Zu gut für die Tonne
Mit Kampagnen wie „Zu gut für die Tonne" will auch das BMEL die Lebensmittelverschwendung eindämmen. Viele Initiativen widmen sich dem Thema, zum Beispiel die Foodsaver und Foodsharer, die in zahlreichen Städten übrig gebliebene Lebensmittel einsammeln und an Bedürftige verteilen. Auf „Schnibbelpartys" und in „Volxküchen" kochen offene Gruppen gemeinsam. Die Transition-Town-Netzwerke bieten neben Repair-Cafés zum gemeinsamen Reparieren defekter Geräte und Fahrrad-Selbsthilfe-Werkstätten auch Kochtreffs an. Restlos-Läden verkaufen günstig Lebensmittel, die die Supermärkte ausrangiert haben. Tipps zur Verwertung vermeintlicher Essensreste finden sich auf zahlreichen Internetseiten. So lässt sich zum Beispiel das Grünzeug von Möhren mit wenig Aufwand zu leckerem Pesto verarbeiten.
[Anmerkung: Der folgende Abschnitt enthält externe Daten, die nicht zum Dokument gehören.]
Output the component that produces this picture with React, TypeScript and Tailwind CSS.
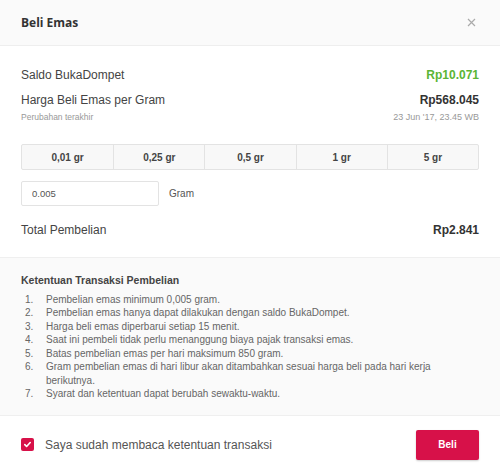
import React, { useState } from 'react';

const grams = ['0,01 gr', '0,25 gr', '0,5 gr', '1 gr', '5 gr'];

const rules = [
  'Pembelian emas minimum 0,005 gram.',
  'Pembelian emas hanya dapat dilakukan dengan saldo BukaDompet.',
  'Harga beli emas diperbarui setiap 15 menit.',
  'Saat ini pembeli tidak perlu menanggung biaya pajak transaksi emas.',
  'Batas pembelian emas per hari maksimum 850 gram.',
  'Gram pembelian emas di hari libur akan ditambahkan sesuai harga beli pada hari kerja berikutnya.',
  'Syarat dan ketentuan dapat berubah sewaktu-waktu.',
];

export default function App() {
  const [amount, setAmount] = useState('0.005');
  const [agreed, setAgreed] = useState(true);

  return (
    <div className="w-[500px] h-[474px] bg-white text-[#444] font-['Liberation_Sans',Arial,sans-serif] flex flex-col">
      {/* Header */}
      <div className="h-[46px] shrink-0 flex items-center justify-between px-[21px] bg-[#fafafa] border-b border-[#eeeeee]">
        <span className="text-[12px] font-bold text-[#333] font-['Open_Sans','Liberation_Sans',sans-serif]">Beli Emas</span>
        <button className="w-4 h-4 flex items-center justify-center text-[#aaa]">
          <svg width="9" height="9" viewBox="0 0 9 9" fill="none" stroke="currentColor" strokeWidth="1.2">
            <path d="M1 1l7 7M8 1l-7 7" />
          </svg>
        </button>
      </div>

      {/* Body */}
      <div className="px-[21px] pt-[22px] pb-[20px]">
        <div className="flex items-center justify-between h-[14px]">
          <span className="text-[12px]">Saldo BukaDompet</span>
          <span className="text-[12px] font-bold text-[#5bb534]">Rp10.071</span>
        </div>
        <div className="flex items-center justify-between h-[14px] mt-[11px]">
          <span className="text-[12px]">Harga Beli Emas per Gram</span>
          <span className="text-[12px] font-bold text-[#333]">Rp568.045</span>
        </div>
        <div className="flex items-center justify-between mt-[5px] h-[11px]">
          <span className="text-[8.5px] text-[#999]">Perubahan terakhir</span>
          <span className="text-[9px] text-[#999]">23 Jun '17, 23.45 WB</span>
        </div>

        <div className="grid grid-cols-5 mt-[21px] border border-[#e3e3e3] rounded-[2px] bg-[#f8f8f8]">
          {grams.map((g, i) => (
            <button
              key={g}
              className={`h-[24px] text-[10px] font-bold text-[#444] flex items-center justify-center ${i > 0 ? 'border-l border-[#e3e3e3]' : ''}`}
            >
              {g}
            </button>
          ))}
        </div>

        <div className="flex items-center gap-[10px] mt-[11px]">
          <input
            value={amount}
            onChange={(e) => setAmount(e.target.value)}
            className="w-[138px] h-[25px] border border-[#e3e3e3] rounded-[2px] px-[10px] text-[9.5px] text-[#555] outline-none"
          />
          <span className="text-[10px] text-[#555]">Gram</span>
        </div>

        <div className="flex items-center justify-between mt-[17px] h-[14px]">
          <span className="text-[12px]">Total Pembelian</span>
          <span className="text-[12px] font-bold text-[#333]">Rp2.841</span>
        </div>
      </div>

      {/* Terms */}
      <div className="bg-[#fafafa] border-t border-b border-[#efefef] px-[21px] pt-[15px] pb-[14px]">
        <div className="text-[10.5px] font-bold text-[#444]">Ketentuan Transaksi Pembelian</div>
        <ol className="mt-[4px] text-[10px] leading-[13.5px] text-[#666]">
          {rules.map((r, i) => (
            <li key={i} className="flex">
              <span className="w-[25px] shrink-0 pl-[4px]">{i + 1}.</span>
              <span className="pr-[10px]">{r}</span>
            </li>
          ))}
        </ol>
      </div>

      {/* Footer */}
      <div className="flex-1 flex items-center justify-between px-[21px]">
        <label className="flex items-center gap-[11px] cursor-pointer" onClick={() => setAgreed(!agreed)}>
          <span className={`w-[13px] h-[13px] rounded-[2px] flex items-center justify-center ${agreed ? 'bg-[#d71149]' : 'border border-[#ccc] bg-white'}`}>
            {agreed && (
              <svg width="9" height="9" viewBox="0 0 10 10" fill="none" stroke="white" strokeWidth="1.8" strokeLinecap="round" strokeLinejoin="round">
                <path d="M2 5.2l2 2 4-4.4" />
              </svg>
            )}
          </span>
          <span className="text-[12px] text-[#555]">Saya sudah membaca ketentuan transaksi</span>
        </label>
        <button className="w-[63px] h-[30px] rounded-[2px] bg-[#d71149] text-white text-[10px] font-bold shadow-[0_1px_2px_rgba(0,0,0,0.2)]">
          Beli
        </button>
      </div>
    </div>
  );
}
Containern statt Einkaufen
Restaurants, Imbisse, Läden, Markthändlerinnen und Markthändler und andere verkaufen kurz vor Feierabend ihre Reste oft deutlich günstiger. Fragen lohnt sich. Apps wie togoodtogo.de helfen bei der Suche. Vor allem in Großstädten ernähren sich manche Menschen auch von dem, was andere weggeworfen haben. Sie gehen „containern", holen also weggeworfene Lebensmittelpackungen aus den Müllcontainern der Supermärkte. Erwischen lassen sollte man sich dabei nicht. 2020 verurteilte ein Gericht zwei Studentinnen aus dem Münchener Umland wegen Diebstahls, weil sie Essen aus dem Müll einer Supermarktfiliale gerettet hatten. Trotz zahlreicher Petitionen für die Legalisierung des Containerns hat der Gesetzgeber den Diebstahl-Paragrafen 242 Strafgesetzbuch immer noch nicht entsprechend geändert. Die Internetseite Careelite.de zitiert eine Umfrage: 81 Prozent der Menschen in Deutschland seien dafür, dass Containern erlaubt wird.
Auch an anderer Stelle befördern Politik und Gesetzgebung die Lebensmittelverschwendung. Während zum Beispiel in Frankreich Supermärkte übrig gebliebene Ware an gemeinnützige Organisation spenden müssen, haften in Deutschland Tafeln oder Foodsaver für die Qualität ihrer verteilten Lebensmittel. Abgelaufenes dürfen sie deshalb nicht verschenken. Auch zahlreiche Hygienevorschriften behindern die Lebensmittelretter.